If they do digital subscriptions with Apple (the only way to offer that type of commerce in an iPhone or iPad app), they will have to give the fruit company 30% and potentially give up access to subscriber details like address and phone info (valuable data commonly resold to marketing firms and a big source of traditional publisher profit). Are they willing to do that? Some publications have balked (Financial Times) and some have welcomed the source of potential new customers with open arms (NYT, WashPo, Business Week, WSJ). I think it's yet to be determined if Apple's gamble for a significant portion of subscriptions will work or not.

As an aside, for my own edification - is all of the NYT content on a wire service or just a subset?
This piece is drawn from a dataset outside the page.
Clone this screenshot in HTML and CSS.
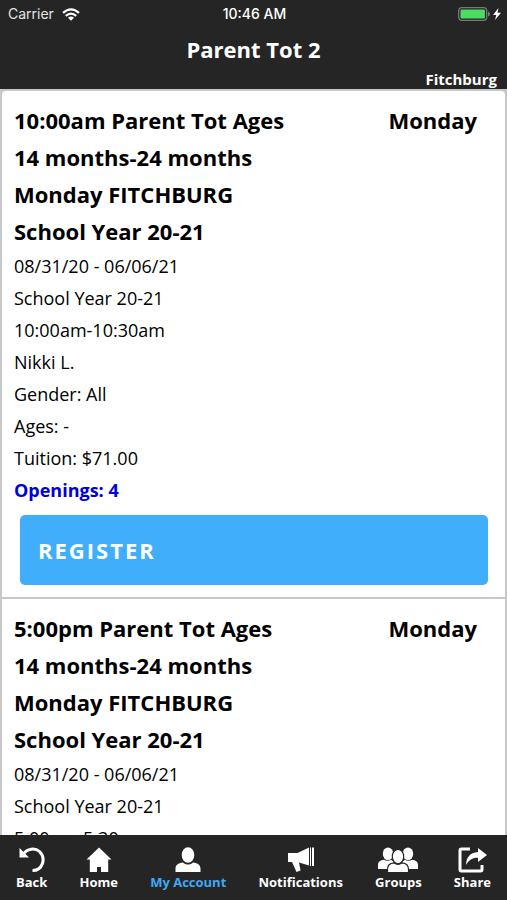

From my own experience and from what I've read, they (NYT) have really approached their paywall half-heartedly.

The paywall is incredibly simple to bypass for a semi-technical person and includes a ton of exceptions for non-technical users. It's almost like they don't want to give up the general access pageviews that justify their $54 million / quarter (2011 Q1) digital advertising biz. Even at 100k subscribers, display ads are way more valuable than subs - they want to have their cake and eat it, charging folks on both ends.

I guess I just don't have much faith in the RJ pulling off anything but a giant digital bellyflop. We shall see.

-- Hunter

Michael said...

Nice discussion on the potential app. I can sort of understand why the RJ may look at charging for it or a subscription, I guess it's too early to decide though on whether it's the correct move for them or price.

The Cleveland Plain Dealer has an app, which is for the website cleveland.com and combines the Plain Dealer and small local Sun News. It's worth checking out, while not anything groundbreaking, it is free, and seems to be moving in the right direction for the company.